Sonneville et al. reveal how C. elegans embryos control replication licensing factors to promote efficient DNA duplication while preventing the genome from being copied more than once.
A cell starts preparing to duplicate its DNA before it has finished dividing. Beginning in anaphase, the cell flags replication origins where DNA replication will commence. Licensing factors cooperate to mark replication origins by clamping the Mcm2–7 complex around the DNA. Once a cell has tagged a large number of replication origins, it shuts down licensing before S phase so that each section of DNA will be duplicated only once.
Using live-cell imaging, Sonneville et al. followed the dynamics of licensing factors in C. elegans. The researchers propose that the specific behavior of the proteins makes licensing more efficient. Two of the main licensing factors, the origin recognition complex (ORC) and CDC-6, attach to DNA independently, potentially speeding up replication licensing.
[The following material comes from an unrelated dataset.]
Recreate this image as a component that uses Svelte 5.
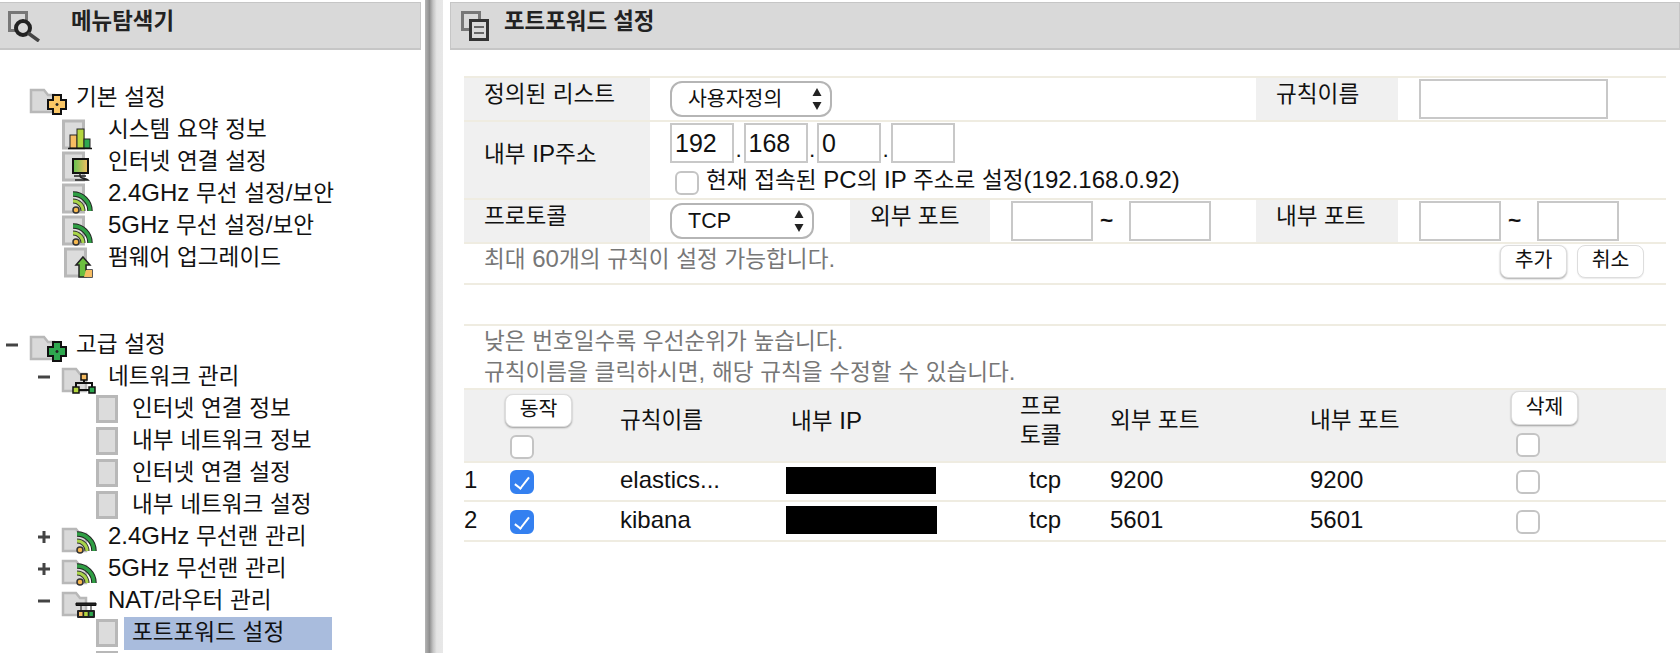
<script>
  // sidebar tree, top to bottom
  const basic = [
    { label: '기본 설정', level: 0, icon: 'plus-y' },
    { label: '시스템 요약 정보', level: 1, icon: 'chart' },
    { label: '인터넷 연결 설정', level: 1, icon: 'monitor' },
    { label: '2.4GHz 무선 설정/보안', level: 1, icon: 'wifi' },
    { label: '5GHz 무선 설정/보안', level: 1, icon: 'wifi' },
    { label: '펌웨어 업그레이드', level: 1, icon: 'arrow' }
  ];
  const advanced = [
    { label: '고급 설정', level: 0, icon: 'plus-g', exp: '-' },
    { label: '네트워크 관리', level: 1, icon: 'net', exp: '-' },
    { label: '인터넷 연결 정보', level: 2 },
    { label: '내부 네트워크 정보', level: 2 },
    { label: '인터넷 연결 설정', level: 2 },
    { label: '내부 네트워크 설정', level: 2 },
    { label: '2.4GHz 무선랜 관리', level: 1, icon: 'gwifi', exp: '+' },
    { label: '5GHz 무선랜 관리', level: 1, icon: 'gwifi', exp: '+' },
    { label: 'NAT/라우터 관리', level: 1, icon: 'router', exp: '-' },
    { label: '포트포워드 설정', level: 2, active: true },
    { label: '', level: 2 }
  ];
  const rules = [
    { id: 1, name: 'elastics...', proto: 'tcp', ext: '9200', int: '9200' },
    { id: 2, name: 'kibana', proto: 'tcp', ext: '5601', int: '5601' }
  ];

  // hangul runs a little small in Noto next to Latin, so ascii text gets its own size
  const runs = (s) => s.split(/([\x20-\x7e]+)/).filter(Boolean);
  const isAscii = (s) => /^[\x20-\x7e]/.test(s);
</script>

{#snippet txt(s)}{#each runs(s) as run}{#if isAscii(run)}<span class="en">{run}</span>{:else}{run}{/if}{/each}{/snippet}

{#snippet folder()}
  <path d="M1 8H14L18 13H24V30H1Z" fill="#d9d9d9" stroke="#b8b8b8" stroke-width="2.5" />
{/snippet}

{#snippet doc()}
  <rect x="1.5" y="7" width="20" height="27" fill="#dcdcdc" stroke="#b8b8b8" stroke-width="3" />
{/snippet}

{#snippet wifi(x, y)}
  <g fill="none" stroke-linecap="butt">
    <path d="M{x - 3} {y - 16}A17 17 0 0 1 {x + 14} {y + 1}" stroke="#222" stroke-width="5.5" />
    <path d="M{x - 3} {y - 16}A17 17 0 0 1 {x + 14} {y + 1}" stroke="#2f9e44" stroke-width="3.5" />
    <path d="M{x - 3} {y - 9}A10 10 0 0 1 {x + 7} {y + 1}" stroke="#333" stroke-width="5" />
    <path d="M{x - 3} {y - 9}A10 10 0 0 1 {x + 7} {y + 1}" stroke="#a8d44a" stroke-width="3" />
  </g>
  <circle cx={x} cy={y} r="3" fill="#f7b84e" stroke="#333" stroke-width="1.5" />
{/snippet}

{#snippet treeIcon(name)}
  <svg class="ico" viewBox="0 0 46 32" width="46" height="32">
    {#if name === 'plus-y' || name === 'plus-g'}
      {@const fill = name === 'plus-y' ? '#fbc766' : '#2ea84f'}
      {@render folder()}
      <path d="M23 13h8v5h5v9h-5v5h-8v-5h-5v-9h5z" fill={fill} stroke="#111" stroke-width="2" />
      <path d="M25.5 22.5h3M27 21v3" stroke="#222" stroke-width="1.5" />
    {:else if name === 'chart'}
      {@render doc()}
      <rect x="8" y="21" width="7" height="13" fill="#f7bd62" stroke="#222" />
      <rect x="15" y="15" width="7" height="19" fill="#b4d63f" stroke="#222" />
      <rect x="22" y="25" width="6" height="9" fill="#2ea84f" stroke="#222" />
      <path d="M6 34.5H30" stroke="#111" stroke-width="1.5" />
    {:else if name === 'monitor'}
      <defs>
        <linearGradient id="screen" x1="0" x2="1">
          <stop offset="0" stop-color="#5fc24f" />
          <stop offset="1" stop-color="#f7bd62" />
        </linearGradient>
      </defs>
      {@render doc()}
      <rect x="11" y="13" width="15" height="14" fill="url(#screen)" stroke="#111" stroke-width="2" />
      <path d="M18 27v3M12 30h12M18 30c0 3 6 2 8 4H13" fill="none" stroke="#222" stroke-width="1.5" />
    {:else if name === 'wifi'}
      {@render doc()}
      {@render wifi(14, 32)}
    {:else if name === 'arrow'}
      <rect x="3.5" y="7" width="20" height="27" fill="#dcdcdc" stroke="#b8b8b8" stroke-width="3" />
      <path d="M21 15l7 8h-4v5h6v7H17V23h-3z" fill="#6bbf3f" stroke="#222" stroke-width="1.5" />
      <path d="M24 28h6v7h-8z" fill="#f7bd62" />
    {:else if name === 'net'}
      {@render folder()}
      <path d="M22 16V22H14V29M22 22H30V29M14 29H30" fill="none" stroke="#111" stroke-width="2" />
      <rect x="19" y="13" width="6" height="6" fill="#f7bd62" stroke="#111" stroke-width="1.5" />
      <rect x="11" y="26" width="6" height="6" fill="#b4d63f" stroke="#111" stroke-width="1.5" />
      <rect x="27" y="26" width="6" height="6" fill="#2ea84f" stroke="#111" stroke-width="1.5" />
    {:else if name === 'gwifi'}
      {@render folder()}
      {@render wifi(18, 29)}
    {:else if name === 'router'}
      {@render folder()}
      <path d="M14 18H34V20.5H14ZM19 20.5V25M29 20.5V25" fill="#222" stroke="#111" />
      <rect x="15" y="25" width="18" height="8" rx="1" fill="#222" />
      <rect x="17" y="27" width="3.5" height="4" fill="#f7bd62" />
      <rect x="22.2" y="27" width="3.5" height="4" fill="#b4d63f" />
      <rect x="27.4" y="27" width="3.5" height="4" fill="#2ea84f" />
    {/if}
  </svg>
{/snippet}

{#snippet node(item)}
  <div class="node lv{item.level}">
    {#if item.level < 2}
      <span class="exp">
        {#if item.exp === '-' || item.exp === '+'}
          <svg viewBox="0 0 12 12" width="12" height="12">
            <path d={item.exp === '-' ? 'M0 6H12' : 'M0 6H12M6 0V12'} stroke="#444" stroke-width="3" />
          </svg>
        {/if}
      </span>
      {@render treeIcon(item.icon)}
      <span class="label">{@render txt(item.label)}</span>
    {:else}
      <span class="leaf"></span>
      {#if item.label}
        <span class="label" class:active={item.active}>{@render txt(item.label)}</span>
      {/if}
    {/if}
  </div>
{/snippet}

{#snippet arrows()}
  <svg class="arrows" viewBox="0 0 10 24" width="10" height="24">
    <path d="M5 1L9.5 9H.5ZM5 23L.5 15H9.5Z" fill="#222" />
  </svg>
{/snippet}

<div class="page">
  <aside class="sidebar">
    <header class="bar side-bar">
      <svg viewBox="0 0 32 32" width="32" height="32">
        <rect x="1.5" y="2.5" width="17" height="18" fill="none" stroke="#777" stroke-width="3" />
        <circle cx="15" cy="18" r="7" fill="#d9d9d9" stroke="#222" stroke-width="4" />
        <path d="M20 23L31 31" stroke="#444" stroke-width="3.5" />
      </svg>
      <h2>메뉴탐색기</h2>
    </header>
    <nav class="tree">
      <div class="group">
        {#each basic as item}
          {@render node(item)}
        {/each}
      </div>
      <div class="group">
        {#each advanced as item}
          {@render node(item)}
        {/each}
      </div>
    </nav>
  </aside>

  <div class="divider"></div>

  <main class="content">
    <header class="bar main-bar">
      <svg viewBox="0 0 29 30" width="29" height="30">
        <rect x="1.5" y="1.5" width="17" height="17" fill="none" stroke="#777" stroke-width="3" />
        <rect x="9.5" y="9.5" width="17" height="19" fill="#d9d9d9" stroke="#333" stroke-width="3" />
        <path d="M13 16H23M13 22H23" stroke="#666" stroke-width="2" />
      </svg>
      <h2>포트포워드 설정</h2>
    </header>

    <table class="form">
      <colgroup>
        <col style="width:186px" /><col style="width:200px" /><col style="width:140px" />
        <col style="width:266px" /><col style="width:142px" /><col style="width:268px" />
      </colgroup>
      <tbody>
        <tr class="r1">
          <th>정의된 리스트</th>
          <td colspan="3">
            <div class="select wide">사용자정의{@render arrows()}</div>
          </td>
          <th class="mid">규칙이름</th>
          <td><input class="field name" type="text" /></td>
        </tr>
        <tr class="r2">
          <th>{@render txt('내부 IP주소')}</th>
          <td colspan="5">
            <div class="ip">
              <input class="field oct" type="text" value="192" />
              <span class="dot">.</span>
              <input class="field oct" type="text" value="168" />
              <span class="dot">.</span>
              <input class="field oct" type="text" value="0" />
              <span class="dot">.</span>
              <input class="field oct" type="text" />
            </div>
            <label class="current">
              <input class="cb" type="checkbox" />
              <span class="cap">{@render txt('현재 접속된 PC의 IP 주소로 설정(192.168.0.92)')}</span>
            </label>
          </td>
        </tr>
        <tr class="r3">
          <th>프로토콜</th>
          <td><div class="select narrow">TCP{@render arrows()}</div></td>
          <th class="mid">외부 포트</th>
          <td>
            <div class="ports">
              <input class="field port" type="text" /><span class="tilde">~</span><input class="field port" type="text" />
            </div>
          </td>
          <th class="mid">내부 포트</th>
          <td>
            <div class="ports">
              <input class="field port" type="text" /><span class="tilde">~</span><input class="field port" type="text" />
            </div>
          </td>
        </tr>
        <tr class="r4">
          <td colspan="4" class="note">{@render txt('최대 60개의 규칙이 설정 가능합니다.')}</td>
          <td colspan="2">
            <div class="actions">
              <button class="btn">추가</button>
              <button class="btn flat">취소</button>
            </div>
          </td>
        </tr>
      </tbody>
    </table>

    <table class="list">
      <colgroup>
        <col style="width:41px" /><col style="width:115px" /><col style="width:166px" /><col style="width:214px" />
        <col style="width:110px" /><col style="width:200px" /><col style="width:201px" /><col style="width:155px" />
      </colgroup>
      <thead>
        <tr>
          <td colspan="8" class="hint">
            {@render txt('낮은 번호일수록 우선순위가 높습니다.')}<br />
            {@render txt('규칙이름을 클릭하시면, 해당 규칙을 수정할 수 있습니다.')}
          </td>
        </tr>
        <tr class="head">
          <th></th>
          <th class="stack first"><button class="btn">동작</button><input class="cb" type="checkbox" /></th>
          <th>규칙이름</th>
          <th class="ip-head">{@render txt('내부 IP')}</th>
          <th class="proto">프로<br />토콜</th>
          <th>외부 포트</th>
          <th>내부 포트</th>
          <th class="stack"><button class="btn">삭제</button><input class="cb" type="checkbox" /></th>
        </tr>
      </thead>
      <tbody>
        {#each rules as rule}
          <tr class="row">
            <td class="num">{rule.id}</td>
            <td class="pick"><input class="cb" type="checkbox" checked /></td>
            <td>{rule.name}</td>
            <td class="hole"><div class="mask"></div></td>
            <td class="proto">{rule.proto}</td>
            <td>{rule.ext}</td>
            <td>{rule.int}</td>
            <td class="pick"><input class="cb" type="checkbox" /></td>
          </tr>
        {/each}
      </tbody>
    </table>
  </main>
</div>

<style>
  :global(body) {
    margin: 0;
    background: #fff;
    overflow: hidden;
  }
  .page {
    display: flex;
    height: 653px;
    overflow: hidden;
    font-family: "Liberation Sans", "Noto Sans CJK KR", sans-serif;
    font-size: 22.6px;
    line-height: 30px;
    color: #111;
  }
  .en {
    font-size: 24px;
  }
  .sidebar {
    width: 425px;
    flex: none;
  }
  .divider {
    width: 18px;
    flex: none;
    margin-right: 7px;
    background: linear-gradient(90deg, #b5b5b5 0, #8f8f8f 25%, #c4c4c4 45%, #e4e4e4 65%, #e8e8e8 100%);
  }
  .content {
    flex: 1;
    min-width: 0;
  }

  .bar {
    display: flex;
    align-items: center;
    box-sizing: border-box;
    height: 48px;
    margin-top: 2px;
    background: #d9d9d9;
    border: 1px solid #c6c6c6;
    border-width: 1px 1px 2px 0;
  }
  .bar h2 {
    margin: 0 0 8px;
    font-size: 22.4px;
    line-height: 34px;
    font-weight: 700;
    color: #222;
  }
  .side-bar {
    width: 421px;
    padding-left: 8px;
  }
  .side-bar h2 {
    margin-left: 31px;
  }
  .main-bar {
    padding-left: 10px;
    border-left-width: 1px;
  }
  .main-bar h2 {
    margin-left: 14px;
  }

  .tree {
    margin-top: 32px;
  }
  .group {
    margin-bottom: 55px;
  }
  .node {
    display: flex;
    align-items: center;
    height: 32px;
    white-space: nowrap;
  }
  .lv0 {
    padding-left: 6px;
  }
  .lv1 {
    padding-left: 38px;
  }
  .lv2 {
    padding-left: 96px;
  }
  .exp {
    display: flex;
    flex: none;
    width: 24px;
  }
  .ico {
    flex: none;
    overflow: visible;
  }
  .leaf {
    box-sizing: border-box;
    flex: none;
    width: 22px;
    height: 28px;
    margin-right: 6px;
    background: #dcdcdc;
    border: 3px solid #b8b8b8;
  }
  .label {
    padding-bottom: 2px;
  }
  .lv2 .label {
    padding-left: 8px;
  }
  .label.active {
    box-sizing: border-box;
    width: 208px;
    background: #a9bcdd;
  }

  table {
    border-collapse: separate;
    border-spacing: 0;
    table-layout: fixed;
    width: 1202px;
    margin-left: 14px;
  }
  th {
    font-weight: 400;
    text-align: left;
  }
  td,
  th {
    padding: 0;
    box-sizing: border-box;
  }
  .form {
    margin-top: 26px;
  }
  .form td,
  .form th {
    border-bottom: 2px solid #efece1;
  }
  .form .r1 td,
  .form .r1 th {
    border-top: 2px solid #efece1;
    height: 46px;
  }
  .form th {
    padding: 0 0 8px 20px;
    background: #f0f0f0;
    background-clip: padding-box;
  }
  .form .r2 th,
  .form .r2 td {
    height: 78px;
  }
  .form .r2 td {
    vertical-align: top;
  }
  .form .r2 th {
    padding-bottom: 12px;
  }
  .form .r3 th,
  .form .r3 td {
    height: 44px;
  }
  .form .r4 td {
    height: 40px;
  }
  .form td {
    padding-left: 20px;
  }
  .field {
    box-sizing: border-box;
    height: 40px;
    margin: 0;
    padding: 0 3px;
    font: inherit;
    font-size: 25px;
    color: #111;
    background: #fff;
    border: 2px solid #c8c8c8;
    border-radius: 0;
    outline: none;
  }
  .name {
    display: block;
    width: 189px;
    margin-left: 1px;
  }
  .oct {
    width: 64px;
  }
  .ip {
    display: flex;
    align-items: center;
    margin-top: 1px;
  }
  .dot {
    width: 9.5px;
    padding-top: 13px;
    line-height: 20px;
    text-align: center;
  }
  .current {
    display: flex;
    align-items: center;
    gap: 7px;
    margin: 6px 0 0 5px;
    line-height: 26px;
  }
  .cap {
    line-height: 22px;
    padding-bottom: 4px;
  }
  .select {
    display: flex;
    align-items: center;
    justify-content: space-between;
    box-sizing: border-box;
    height: 36px;
    padding: 0 8px 0 16px;
    font-size: 20.5px;
    line-height: 26px;
    background: #fff;
    border: 2px solid #b5b5b5;
    border-radius: 12px;
  }
  .wide {
    width: 162px;
  }
  .narrow {
    width: 144px;
    font-size: 21.5px;
  }
  .ports {
    display: flex;
    align-items: center;
    margin-left: 1px;
  }
  .port {
    width: 82px;
  }
  .tilde {
    box-sizing: border-box;
    width: 36px;
    padding-right: 9px;
    text-align: center;
    font-weight: 700;
  }
  .form .note {
    padding-bottom: 8px;
    color: #777;
  }
  .actions {
    display: flex;
    justify-content: flex-end;
    gap: 10px;
    padding: 0 22px 5px 0;
  }
  .btn {
    box-sizing: border-box;
    width: 67px;
    height: 33px;
    margin: 0;
    padding: 0 0 3px;
    font: inherit;
    font-size: 20.5px;
    line-height: 26px;
    color: #111;
    background: #fff;
    border: 1px solid #ddd;
    border-radius: 8px;
    box-shadow: 0 1px 2px rgba(0, 0, 0, 0.35);
  }
  .btn.flat {
    box-shadow: 0 1px 1px rgba(0, 0, 0, 0.08);
  }
  .cb {
    appearance: none;
    position: relative;
    box-sizing: border-box;
    flex: none;
    width: 24px;
    height: 24px;
    margin: 0;
    background: #fff;
    border: 2px solid #c4c4c4;
    border-radius: 6px;
  }
  .cb:checked {
    background: #3480f0;
    border-color: #3480f0;
  }
  .cb:checked::after {
    content: "";
    position: absolute;
    left: 6px;
    top: 2px;
    width: 6px;
    height: 13px;
    border: solid #fff;
    border-width: 0 2px 2px 0;
    transform: rotate(38deg);
  }

  .list {
    margin-top: 39px;
  }
  .hint {
    height: 64px;
    padding: 0 0 0 20px;
    color: #777;
    border-top: 2px solid #efece1;
    border-bottom: 2px solid #efece1;
    vertical-align: top;
  }
  .head th {
    height: 73px;
    padding-bottom: 10px;
    background: #f0f0f0;
    border-bottom: 2px solid #efece1;
    line-height: 29px;
  }
  .head .stack {
    padding: 1px 0 0;
    vertical-align: top;
  }
  .stack .btn {
    display: block;
    height: 34px;
    margin-bottom: 8px;
  }
  .stack .cb {
    display: block;
    margin-left: 5px;
  }
  .head .first {
    padding: 4px 0 0;
  }
  .head .first .btn {
    height: 33px;
  }
  .ip-head {
    padding-left: 5px;
  }
  .proto {
    padding-right: 20px;
    text-align: center;
  }
  .head .proto {
    text-align: left;
    padding-left: 20px;
    padding-right: 0;
  }
  .row td {
    height: 39px;
    padding-bottom: 3px;
    border-bottom: 2px solid #efece1;
    font-size: 24px;
  }
  .row:last-child td {
    height: 40px;
  }
  .row .pick {
    padding-bottom: 2px;
  }
  .row .proto {
    padding-right: 20px;
  }
  .num {
    padding-left: 0;
  }
  .pick .cb {
    display: block;
    margin: 3px 0 0 5px;
  }
  .mask {
    width: 150px;
    height: 27px;
    background: #000;
  }
  .row:last-child .mask {
    width: 151px;
    height: 28px;
  }
</style>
And the binding of the Mcm2–7 proteins to DNA encouraged the release of CDC-6 and the ORC, allowing them to move on and mark other origins.
Sonneville et al. also determined how a cell curtails replication licensing to stop double duplication of its DNA: the cell expels CDC-6 and ORC from the nucleus during interphase, a process that required the nuclear export factor XPO-1. Depleting this molecule slowed removal of CDC-6 and ORC components from the nucleus and allowed DNA rereplication.